Don't use the word "aspiring" when you're describing yourself on Twitter or anywhere else.
Author Dakota Skye (Dakota Skye
@DakotaSkye69) posted this on Twitter this morning: Be careful who you share your weakness with. Some people can’t wait for the opportunity to use it against you.
This reminded me of something that I learned in my 30s. People believe what you tell them to believe about you. I'm usually a pretty humble person. I am the first one to see (and point out!) my flaws. This tendency has plagued me throughout my life, going back as far as I remember.
My stomach churns as I write this, but I'll give you the most blatant example. Twenty-plus years later, I'm still ashamed that these words left my mouth. *deep breath*
When I was a senior in college, I filled out the paperwork to student teach at a local high school. I double-majored in French and Spanish, which I believed was an excellent choice because it doubled the job opportunities for me. I didn't anticipate the effect it would have on how much of each language I would learn in school. The student teaching application asked that dreaded question.

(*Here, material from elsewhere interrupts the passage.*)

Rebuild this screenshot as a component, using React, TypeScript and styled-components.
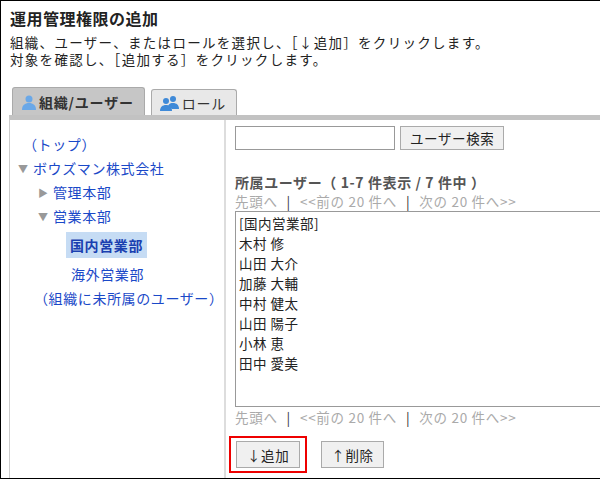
import React from "react";
import styled, { createGlobalStyle } from "styled-components";

const G = createGlobalStyle`
  html,body{margin:0;padding:0;background:#fff;}
  body{font-family:"Noto Sans CJK JP","Noto Sans",sans-serif;font-size:13px;color:#222;}
`;
const Frame = styled.div`
  width:600px;height:479px;box-sizing:border-box;border:1px solid #000;border-right:none;
  position:relative;overflow:hidden;background:#fff;
`;
const Head = styled.div`padding:5px 0 0 9px;`;
const Title = styled.h1`margin:0;font-size:16px;font-weight:bold;line-height:24px;letter-spacing:0.5px;`;
const Desc = styled.div`font-size:13.5px;line-height:17px;margin-top:4px;letter-spacing:1.3px;`;
const Tabs = styled.div`display:flex;gap:6px;margin:19px 0 0 11px;height:28px;align-items:flex-end;`;
const Tab = styled.div<{ $active?: boolean }>`
  height:${p => (p.$active ? 28 : 26)}px;box-sizing:border-box;padding:0 10px 0 8px;display:flex;align-items:center;gap:2px;
  border:1px solid #aaa;border-bottom:none;border-radius:3px 3px 0 0;
  background:${p => (p.$active ? "#c6c6c6" : "#e8e8e8")};font-size:14px;letter-spacing:0.8px;
  font-weight:${p => (p.$active ? "bold" : "normal")};color:#333;
`;
const Panel = styled.div`
  margin-left:8px;border-left:1px solid #ccc;border-top:5px solid #c2c2c2;display:flex;height:360px;
`;
const Left = styled.div`width:216px;border-right:2px solid #ddd;padding-top:12px;box-sizing:border-box;`;
const Node = styled.div<{ $indent: number }>`
  display:flex;align-items:center;height:24px;padding-left:${p => p.$indent}px;color:#1a49c8;font-size:14px;letter-spacing:0.6px;
`;
const Tri = styled.span`width:15px;color:#999;font-size:10px;`;
const Sel = styled.span`background:#c6dcf4;font-weight:bold;padding:3px 4px;color:#1a3fb0;`;
const Right = styled.div`flex:1;padding:6px 0 0 9px;`;
const Row = styled.div`display:flex;gap:5px;align-items:center;`;
const Input = styled.div`width:160px;height:24px;box-sizing:border-box;border:1px solid #999;`;
const Btn = styled.div`
  height:24px;box-sizing:border-box;border:1px solid #aaa;background:#f0f0f0;display:flex;align-items:center;
  padding:0 9px;font-size:13.5px;color:#222;letter-spacing:0.6px;
`;
const H2 = styled.div`margin-top:23px;font-weight:bold;font-size:14px;color:#555;line-height:18px;letter-spacing:0.6px;`;
const Nav = styled.div`color:#aaa;font-size:13.5px;line-height:20px;letter-spacing:0.7px;span{color:#333;margin:0 9px;}`;
const List = styled.div`border:1px solid #999;border-right:none;height:196px;box-sizing:border-box;padding:1px 3px;line-height:20px;font-size:13.5px;letter-spacing:0.5px;`;
const Actions = styled.div`display:flex;gap:14px;margin-top:9px;align-items:center;`;
const Red = styled.div`border:2px solid #e00;padding:3px 5px;margin-left:-6px;`;

const User = ({ c }: { c: string }) => (
  <svg width="16" height="16" viewBox="0 0 16 16"><circle cx="8" cy="5" r="3.5" fill={c}/><path d="M1 16c0-5 3-7 7-7s7 2 7 7z" fill={c}/></svg>
);
const Users = () => (
  <svg width="20" height="16" viewBox="0 0 20 16"><circle cx="6" cy="6" r="3" fill="#3f8ad8"/><path d="M0 16c0-4 2.5-6 6-6s6 2 6 6z" fill="#3f8ad8"/><circle cx="13" cy="4" r="3" fill="#3f8ad8"/><path d="M8 11c1-2.5 3-3 5-3 3.5 0 6 2 6 6h-7z" fill="#3f8ad8"/></svg>
);

export default function App() {
  const users = ["[国内営業部]", "木村 修", "山田 大介", "加藤 大輔", "中村 健太", "山田 陽子", "小林 恵", "田中 愛美"];
  const nav = (<Nav>先頭へ<span>|</span>&lt;&lt;前の 20 件へ<span>|</span>次の 20 件へ&gt;&gt;</Nav>);
  return (
    <Frame>
      <G />
      <Head>
        <Title>運用管理権限の追加</Title>
        <Desc>組織、ユーザー、またはロールを選択し、［↓追加］をクリックします。<br />対象を確認し、［追加する］をクリックします。</Desc>
      </Head>
      <Tabs>
        <Tab $active><User c="#6aa8e8" />組織/ユーザー</Tab>
        <Tab><Users />ロール</Tab>
      </Tabs>
      <Panel>
        <Left>
          <Node $indent={13}>（トップ）</Node>
          <Node $indent={8}><Tri>▼</Tri>ボウズマン株式会社</Node>
          <Node $indent={28}><Tri>▶</Tri>管理本部</Node>
          <Node $indent={28}><Tri>▼</Tri>営業本部</Node>
          <Node $indent={56} style={{ height: 34 }}><Sel>国内営業部</Sel></Node>
          <Node $indent={61}>海外営業部</Node>
          <Node $indent={24}>（組織に未所属のユーザー）</Node>
        </Left>
        <Right>
          <Row><Input /><Btn>ユーザー検索</Btn></Row>
          <H2>所属ユーザー（ 1-7 件表示 / 7 件中 ）</H2>
          {nav}
          <List>{users.map(u => <div key={u}>{u}</div>)}</List>
          {nav}
          <Actions>
            <Red><Btn style={{ height: 27, padding: "0 10px" }}>↓追加</Btn></Red>
            <Btn style={{ height: 27 }}>↑削除</Btn>
          </Actions>
        </Right>
      </Panel>
    </Frame>
  );
}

What is your greatest weakness?
I answered honestly. Anybody with any life experience would have coached me to say something different, but I didn't even think to ask. Stupid, naive, twenty-year-old me wrote, "My greatest weakness is knowing less of each language than I could because I split my studies between the two." (Keep in mind, I learned from coursework. I didn't have the money to travel, and honestly, I didn't have the confidence. That's a whole nother blog post though.)

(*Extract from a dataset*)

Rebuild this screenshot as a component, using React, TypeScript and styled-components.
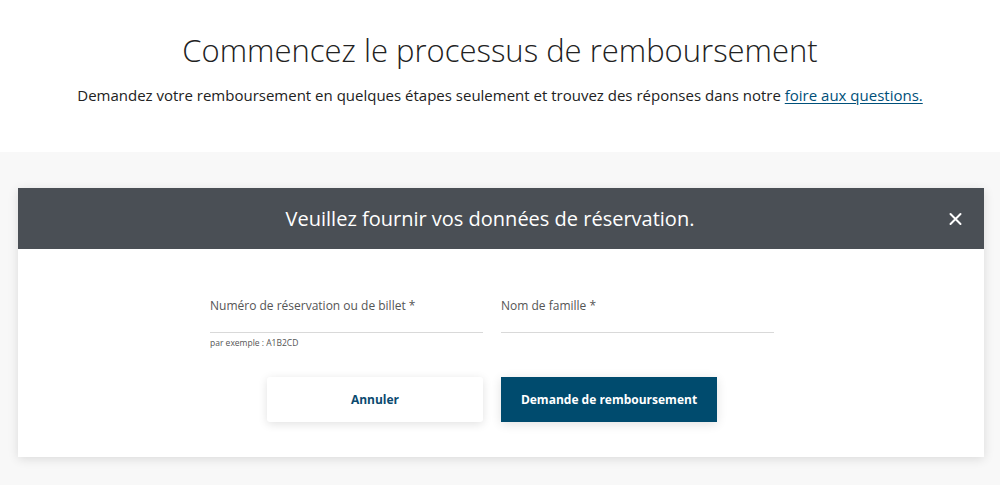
import styled, { createGlobalStyle } from "styled-components";

const GlobalStyle = createGlobalStyle`
  body {
    margin: 0;
    font-family: "Open Sans", "Liberation Sans", sans-serif;
    color: #222;
    background: #f8f8f8;
  }
`;

function App() {
    return (
        <>
            <GlobalStyle />
            <Intro>
                <Title>Commencez le processus de remboursement</Title>
                <Lead>
                    Demandez votre remboursement en quelques étapes seulement et trouvez des réponses dans notre{" "}
                    <FaqLink href="#">foire aux questions.</FaqLink>
                </Lead>
            </Intro>
            <Main>
                <Card>
                    <CardHeader>
                        <CardTitle>Veuillez fournir vos données de réservation.</CardTitle>
                        <CloseButton aria-label="Fermer">
                            <svg width="13" height="13" viewBox="0 0 13 13">
                                <path d="M1.5 1.5 L11.5 11.5 M11.5 1.5 L1.5 11.5" stroke="#fff" strokeWidth="2" strokeLinecap="round" />
                            </svg>
                        </CloseButton>
                    </CardHeader>
                    <CardBody>
                        <Fields>
                            <Field>
                                <Label>Numéro de réservation ou de billet *</Label>
                                <Input type="text" />
                                <Hint>par exemple : A1B2CD</Hint>
                            </Field>
                            <Field>
                                <Label>Nom de famille *</Label>
                                <Input type="text" />
                            </Field>
                        </Fields>
                        <Actions>
                            <Button $variant="secondary">Annuler</Button>
                            <Button $variant="primary">Demande de remboursement</Button>
                        </Actions>
                    </CardBody>
                </Card>
            </Main>
        </>
    );
}

const Intro = styled.header`
  background: #fff;
  text-align: center;
  padding: 30px 0 46px;
`;

const Title = styled.h1`
  margin: 0;
  font-size: 31px;
  font-weight: 300;
  line-height: 40px;
  color: #222;
`;

const Lead = styled.p`
  margin: 14px 0 0;
  font-size: 15px;
  line-height: 22px;
  color: #222;
`;

const FaqLink = styled.a`
  color: #00507a;
  text-decoration: underline;
  text-underline-offset: 2px;
`;

const Main = styled.main`
  padding: 36px 16px 28px 18px;
`;

const Card = styled.section`
  background: #fff;
  box-shadow: 0 2px 10px rgba(0, 0, 0, 0.12);
`;

const CardHeader = styled.div`
  position: relative;
  height: 61px;
  background: #4a4f55;
  display: flex;
  align-items: center;
  justify-content: center;
`;

const CardTitle = styled.h2`
  margin: 0;
  font-size: 20px;
  font-weight: 400;
  color: #fff;
  transform: translateX(-11px);
`;

const CloseButton = styled.button`
  position: absolute;
  right: 22px;
  top: 50%;
  transform: translateY(-50%);
  background: none;
  border: none;
  padding: 0;
  display: flex;
  cursor: pointer;
`;

const CardBody = styled.div`
  padding: 48px 18px 35px 0;
  display: flex;
  flex-direction: column;
  align-items: center;
`;

const Fields = styled.div`
  display: grid;
  grid-template-columns: 273px 273px;
  column-gap: 18px;
  height: 80px;
`;

const Field = styled.div`
  display: flex;
  flex-direction: column;
`;

const Label = styled.label`
  font-size: 12px;
  line-height: 18px;
  color: #555;
`;

const Input = styled.input`
  border: none;
  border-bottom: 1px solid #d9d9d9;
  outline: none;
  height: 17px;
  padding: 0;
  font-family: inherit;
  font-size: 13px;
`;

const Hint = styled.span`
  margin-top: 4px;
  font-size: 8.5px;
  color: #555;
`;

const Actions = styled.div`
  display: flex;
  gap: 18px;
`;

const Button = styled.button<{ $variant: "primary" | "secondary" }>`
  width: 216px;
  height: 45px;
  border: none;
  font-family: inherit;
  font-size: 12px;
  font-weight: 700;
  cursor: pointer;
  border-radius: ${(p) => (p.$variant === "primary" ? "0" : "3px")};
  background: ${(p) => (p.$variant === "primary" ? "#004b6e" : "#fff")};
  color: ${(p) => (p.$variant === "primary" ? "#fff" : "#0b4a6f")};
  box-shadow: 0 2px 10px rgba(0, 0, 0, 0.12);
`;

export default App;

The result of this foolish statement was rejection from the school I was assigned to, two days before winter break, leaving me to scramble to find another placement. (The upside is that not only did I find another placement, I filled in for a teacher that needed immediate leave, and I got paid a first year teacher's salary for student teaching. Everything happens for a reason, right?) Had I said nothing, and named my weakness as something less damning, no one would have suspected that I was insecure, and I wouldn't have faced that rejection.
I didn't learn from this experience right away though. The year my first child was born, a new principal came to our school. His regime was brutal, with "letters in teachers' files" coming without warning. We called him Hitler, for many reasons, but mostly for the fear he instilled in experienced professionals.

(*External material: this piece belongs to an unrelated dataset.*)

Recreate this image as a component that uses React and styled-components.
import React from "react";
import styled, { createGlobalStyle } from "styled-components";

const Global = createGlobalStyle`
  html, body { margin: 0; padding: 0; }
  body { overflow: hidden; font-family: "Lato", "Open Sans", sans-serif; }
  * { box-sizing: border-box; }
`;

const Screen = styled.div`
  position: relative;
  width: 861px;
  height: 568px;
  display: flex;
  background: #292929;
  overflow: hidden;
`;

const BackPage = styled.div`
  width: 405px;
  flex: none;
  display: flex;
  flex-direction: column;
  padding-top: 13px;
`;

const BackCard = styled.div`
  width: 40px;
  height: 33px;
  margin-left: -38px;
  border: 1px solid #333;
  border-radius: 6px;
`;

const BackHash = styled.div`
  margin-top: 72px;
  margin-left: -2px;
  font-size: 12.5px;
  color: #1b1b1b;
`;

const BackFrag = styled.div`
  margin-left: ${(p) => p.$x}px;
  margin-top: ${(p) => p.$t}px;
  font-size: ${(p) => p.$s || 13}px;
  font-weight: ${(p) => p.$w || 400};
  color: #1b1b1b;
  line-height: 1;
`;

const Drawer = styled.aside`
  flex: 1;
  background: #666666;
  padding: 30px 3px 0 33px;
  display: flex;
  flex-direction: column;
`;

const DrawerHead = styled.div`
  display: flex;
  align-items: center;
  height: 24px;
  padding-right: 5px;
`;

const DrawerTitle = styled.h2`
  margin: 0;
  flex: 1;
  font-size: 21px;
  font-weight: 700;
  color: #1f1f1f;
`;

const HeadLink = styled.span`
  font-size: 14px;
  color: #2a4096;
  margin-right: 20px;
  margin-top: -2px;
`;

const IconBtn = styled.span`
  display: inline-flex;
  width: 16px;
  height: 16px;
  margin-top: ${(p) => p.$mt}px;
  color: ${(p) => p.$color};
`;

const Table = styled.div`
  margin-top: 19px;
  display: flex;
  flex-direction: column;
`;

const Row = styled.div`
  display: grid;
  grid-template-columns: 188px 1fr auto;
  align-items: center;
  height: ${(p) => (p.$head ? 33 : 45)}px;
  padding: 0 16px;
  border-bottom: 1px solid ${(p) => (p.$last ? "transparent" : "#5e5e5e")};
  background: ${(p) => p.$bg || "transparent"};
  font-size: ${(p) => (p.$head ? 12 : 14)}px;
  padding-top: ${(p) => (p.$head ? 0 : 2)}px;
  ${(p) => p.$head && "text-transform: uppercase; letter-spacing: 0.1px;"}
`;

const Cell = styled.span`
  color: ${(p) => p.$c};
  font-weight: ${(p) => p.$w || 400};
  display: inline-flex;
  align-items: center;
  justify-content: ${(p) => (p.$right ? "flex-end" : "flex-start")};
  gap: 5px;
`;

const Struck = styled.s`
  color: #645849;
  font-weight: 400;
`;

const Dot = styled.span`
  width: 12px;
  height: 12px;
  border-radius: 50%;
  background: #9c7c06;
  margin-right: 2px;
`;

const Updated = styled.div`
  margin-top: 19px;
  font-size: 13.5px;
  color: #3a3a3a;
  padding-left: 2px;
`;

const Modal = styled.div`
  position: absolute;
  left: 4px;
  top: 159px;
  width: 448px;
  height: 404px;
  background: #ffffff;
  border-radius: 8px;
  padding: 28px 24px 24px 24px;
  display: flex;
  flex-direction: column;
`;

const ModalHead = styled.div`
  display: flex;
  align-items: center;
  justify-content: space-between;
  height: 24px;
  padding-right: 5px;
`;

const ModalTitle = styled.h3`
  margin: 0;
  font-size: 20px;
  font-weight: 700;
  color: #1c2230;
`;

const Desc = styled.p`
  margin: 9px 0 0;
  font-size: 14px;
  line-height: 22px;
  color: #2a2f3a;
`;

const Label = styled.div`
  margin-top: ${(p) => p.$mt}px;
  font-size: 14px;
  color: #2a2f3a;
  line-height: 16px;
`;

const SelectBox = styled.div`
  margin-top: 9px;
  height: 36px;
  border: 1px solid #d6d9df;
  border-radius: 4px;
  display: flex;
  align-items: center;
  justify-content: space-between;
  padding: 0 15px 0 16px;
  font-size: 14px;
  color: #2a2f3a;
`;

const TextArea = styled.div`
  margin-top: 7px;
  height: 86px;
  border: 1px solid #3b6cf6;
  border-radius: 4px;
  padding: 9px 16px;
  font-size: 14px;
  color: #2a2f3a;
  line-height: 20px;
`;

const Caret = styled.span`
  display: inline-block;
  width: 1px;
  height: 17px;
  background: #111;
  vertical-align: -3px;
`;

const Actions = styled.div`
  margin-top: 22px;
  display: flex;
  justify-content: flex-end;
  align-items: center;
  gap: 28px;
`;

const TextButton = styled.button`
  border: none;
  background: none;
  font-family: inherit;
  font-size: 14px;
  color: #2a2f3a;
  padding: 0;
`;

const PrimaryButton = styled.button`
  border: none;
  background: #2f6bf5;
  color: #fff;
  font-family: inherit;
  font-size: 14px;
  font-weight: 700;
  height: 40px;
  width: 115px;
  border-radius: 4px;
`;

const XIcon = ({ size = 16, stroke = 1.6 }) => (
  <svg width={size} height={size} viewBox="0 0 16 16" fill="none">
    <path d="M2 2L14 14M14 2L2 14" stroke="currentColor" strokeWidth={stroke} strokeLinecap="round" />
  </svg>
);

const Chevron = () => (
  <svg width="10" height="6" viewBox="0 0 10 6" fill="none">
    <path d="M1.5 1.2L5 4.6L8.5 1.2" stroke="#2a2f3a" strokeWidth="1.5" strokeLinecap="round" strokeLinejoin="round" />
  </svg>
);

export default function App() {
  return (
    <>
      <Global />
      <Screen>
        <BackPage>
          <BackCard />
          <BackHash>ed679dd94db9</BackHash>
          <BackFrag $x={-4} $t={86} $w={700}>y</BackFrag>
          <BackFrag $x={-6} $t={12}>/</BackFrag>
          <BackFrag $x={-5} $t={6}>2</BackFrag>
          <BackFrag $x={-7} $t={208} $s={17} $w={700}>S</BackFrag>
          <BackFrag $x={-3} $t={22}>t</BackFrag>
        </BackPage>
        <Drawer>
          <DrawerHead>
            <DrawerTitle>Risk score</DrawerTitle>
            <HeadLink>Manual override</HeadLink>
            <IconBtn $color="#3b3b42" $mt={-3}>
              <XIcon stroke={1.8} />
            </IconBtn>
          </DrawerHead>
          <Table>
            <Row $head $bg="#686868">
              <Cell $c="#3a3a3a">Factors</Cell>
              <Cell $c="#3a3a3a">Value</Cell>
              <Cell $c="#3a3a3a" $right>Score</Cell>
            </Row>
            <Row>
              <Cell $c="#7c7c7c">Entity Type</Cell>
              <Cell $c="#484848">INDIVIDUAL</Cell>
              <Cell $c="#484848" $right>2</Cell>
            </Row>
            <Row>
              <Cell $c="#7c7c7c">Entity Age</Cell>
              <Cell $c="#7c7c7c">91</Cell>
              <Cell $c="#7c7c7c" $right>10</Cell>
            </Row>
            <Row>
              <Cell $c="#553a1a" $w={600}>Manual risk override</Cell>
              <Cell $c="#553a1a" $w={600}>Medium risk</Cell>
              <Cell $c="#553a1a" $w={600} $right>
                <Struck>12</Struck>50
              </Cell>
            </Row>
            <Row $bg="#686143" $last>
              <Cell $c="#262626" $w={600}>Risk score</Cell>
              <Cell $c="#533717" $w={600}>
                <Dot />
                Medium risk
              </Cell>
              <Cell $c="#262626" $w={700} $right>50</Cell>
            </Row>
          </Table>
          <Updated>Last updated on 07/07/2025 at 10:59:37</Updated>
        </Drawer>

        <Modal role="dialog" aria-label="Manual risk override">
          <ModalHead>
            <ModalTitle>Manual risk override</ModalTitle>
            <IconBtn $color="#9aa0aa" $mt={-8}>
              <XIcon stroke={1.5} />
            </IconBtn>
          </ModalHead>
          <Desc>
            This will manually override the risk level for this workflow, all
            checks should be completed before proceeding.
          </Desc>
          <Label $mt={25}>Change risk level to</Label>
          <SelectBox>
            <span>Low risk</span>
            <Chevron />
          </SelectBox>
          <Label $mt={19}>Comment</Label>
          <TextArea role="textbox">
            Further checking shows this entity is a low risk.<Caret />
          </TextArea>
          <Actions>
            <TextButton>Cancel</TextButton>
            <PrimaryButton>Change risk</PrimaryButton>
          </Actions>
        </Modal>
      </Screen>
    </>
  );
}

After my baby was born, I suffered brutal postpartum depression which exacerbated the undiagnosed anxiety disorder I'd lived with all my life. When Hitler got in my face, he reduced me to nothing. Since I was out for two months on maternity leave and had a schedule change when I got back (to remedy a staffing situation with another member of my department), I was not doing the best work of my career. I said things like, "I don't think I'm cut out to be a teacher. I just don't know what else to do. I don't know how to fix this." It wasn't true, but Hitler believed me.
His regime was short-lived. He's a gypsy. He doesn't stay in one place for long. He can't, and here's why. Hitler can rock a job interview. He can sell a school board promises of academic success that he cannot deliver. He gets hired because he tells people what he wants them to believe, and they believe it.
I finally sought treatment for anxiety and depression under his regime. For that, I am grateful to him. He pushed me off the deep end, and I came out okay on the other side. He taught me something important though. He taught to keep my mouth shut most of the time, and when I speak, to say only what will make people believe about me what I want them to believe.
Do I lie? Nope. I tell the truth, but I don't advertise my flaws.
We've had a couple different principals since Hitler left. They don't know that I ever struggled with my confidence. Our current principal thinks I've got all my shit together (I do, by the way). He asks if I'll meet a deadline, I smile and say, "Of course." The old me would have made the deadline, but would have expressed the doubt that always nags at me. He asks if I need help, I say, "I got this," and then work with my colleagues to make it happen.
I hear this man talking about other teachers. His opinion about some very good teachers is not high. I know that it's because they tell him to believe that they are not good through their words and actions. He asks, "How are you?" They say, "I was up all night grading papers, and I spilled coffee on my shirt." I say, "Fine, thanks. How are you?" I was up all night grading papers too. My coffee stain is hiding under my sweater. I couldn't find my keys, and I had to turn around halfway to school because I forgot my glasses, but he doesn't know that. He thinks I'm fine because that's what I told him to think.
My Tagxedo illustration at the top is taken from the "About" page on my website. The humble, not-so-self-assured woman inside me is screaming about the size of the word "awards." It kills me to put that out there, front and center. I can't stand bragging. I usually hide my accomplishments, reveling only on the inside.
But I want people to read my books. What good is writing if no one reads? Therefore, I have to make people believe that I have won awards (I have. It's not a lie.) in order to convince them that they should choose MY BOOKS when they're searching for something to read.
If your Twitter description says "aspiring author," or anything like it, change it. If you want people to read your books, tell them that you are an author. Don't go overboard. If you've never finished writing anything, don't add "award-winning," but you're selling yourself short by telling people that you're "aspiring" to be a writer. If you write, you're a writer. Tell people that, and they'll believe it.
Pretty soon, you'll believe it too.
P.S. The bat shape is there to inspire me to finish my story for our Halloween anthology. I swear. I'm going to WRITE today!